# [Provided entries]
■ ■ ■ ■
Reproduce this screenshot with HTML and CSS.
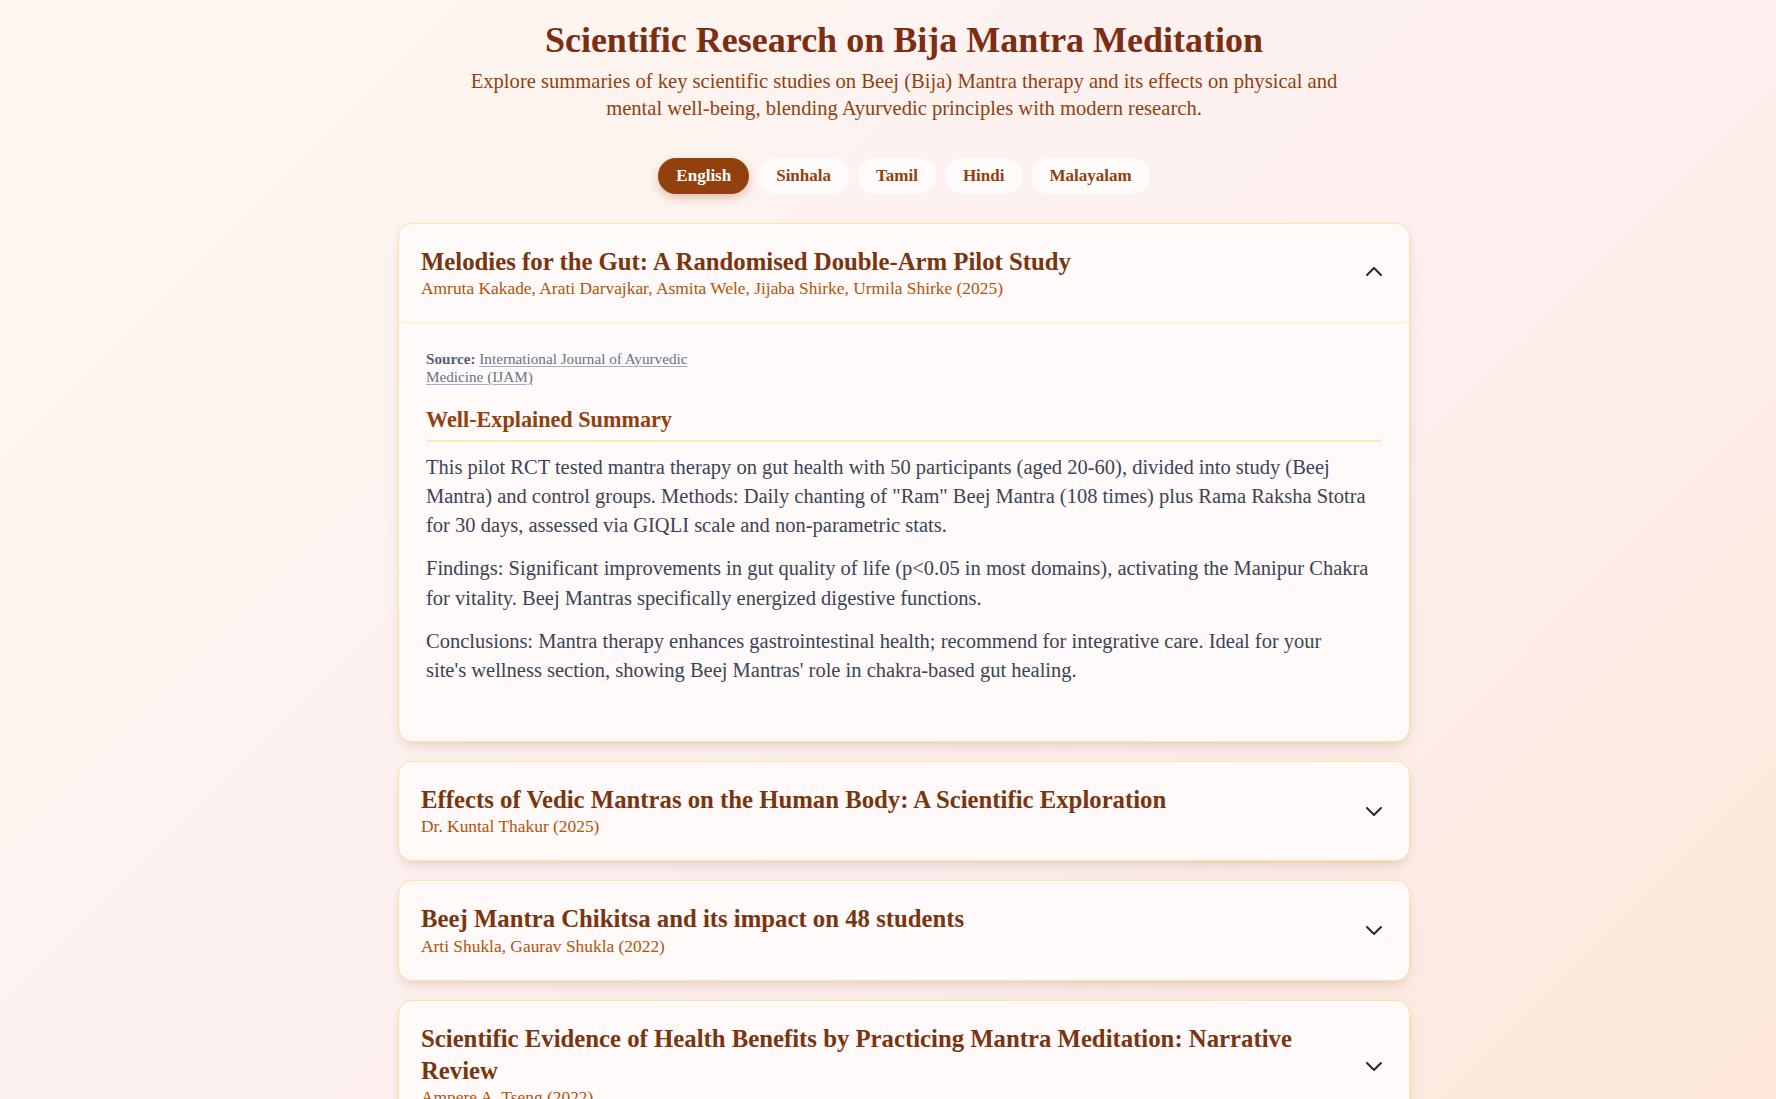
■ ■ ■ ■
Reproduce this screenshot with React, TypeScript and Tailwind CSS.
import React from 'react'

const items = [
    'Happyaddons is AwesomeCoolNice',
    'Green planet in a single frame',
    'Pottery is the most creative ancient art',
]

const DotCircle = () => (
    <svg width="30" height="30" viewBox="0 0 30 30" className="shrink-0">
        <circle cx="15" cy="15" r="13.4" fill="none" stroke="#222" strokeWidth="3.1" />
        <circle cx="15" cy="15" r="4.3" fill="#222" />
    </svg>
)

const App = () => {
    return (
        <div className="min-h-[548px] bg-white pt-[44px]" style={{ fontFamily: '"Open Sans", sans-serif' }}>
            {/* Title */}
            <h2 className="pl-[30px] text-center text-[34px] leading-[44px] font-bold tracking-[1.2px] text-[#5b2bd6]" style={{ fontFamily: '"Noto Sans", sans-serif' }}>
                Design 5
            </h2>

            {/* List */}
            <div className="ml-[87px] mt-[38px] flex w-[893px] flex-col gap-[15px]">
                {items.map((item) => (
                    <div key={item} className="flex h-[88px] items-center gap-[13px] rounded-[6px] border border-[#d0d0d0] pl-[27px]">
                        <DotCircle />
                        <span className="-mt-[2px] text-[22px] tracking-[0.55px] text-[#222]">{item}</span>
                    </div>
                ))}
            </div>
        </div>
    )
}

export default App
■ ■ ■ ■
# [Exercise prompt]
Output exactly those lines that lie from the line with "Reproduce this screenshot with React, TypeScript" through the line with "export default App", with both of those lines included.

# [Task output]
Reproduce this screenshot with React, TypeScript and Tailwind CSS.
import React from 'react'

const items = [
    'Happyaddons is AwesomeCoolNice',
    'Green planet in a single frame',
    'Pottery is the most creative ancient art',
]

const DotCircle = () => (
    <svg width="30" height="30" viewBox="0 0 30 30" className="shrink-0">
        <circle cx="15" cy="15" r="13.4" fill="none" stroke="#222" strokeWidth="3.1" />
        <circle cx="15" cy="15" r="4.3" fill="#222" />
    </svg>
)

const App = () => {
    return (
        <div className="min-h-[548px] bg-white pt-[44px]" style={{ fontFamily: '"Open Sans", sans-serif' }}>
            {/* Title */}
            <h2 className="pl-[30px] text-center text-[34px] leading-[44px] font-bold tracking-[1.2px] text-[#5b2bd6]" style={{ fontFamily: '"Noto Sans", sans-serif' }}>
                Design 5
            </h2>

            {/* List */}
            <div className="ml-[87px] mt-[38px] flex w-[893px] flex-col gap-[15px]">
                {items.map((item) => (
                    <div key={item} className="flex h-[88px] items-center gap-[13px] rounded-[6px] border border-[#d0d0d0] pl-[27px]">
                        <DotCircle />
                        <span className="-mt-[2px] text-[22px] tracking-[0.55px] text-[#222]">{item}</span>
                    </div>
                ))}
            </div>
        </div>
    )
}

export default App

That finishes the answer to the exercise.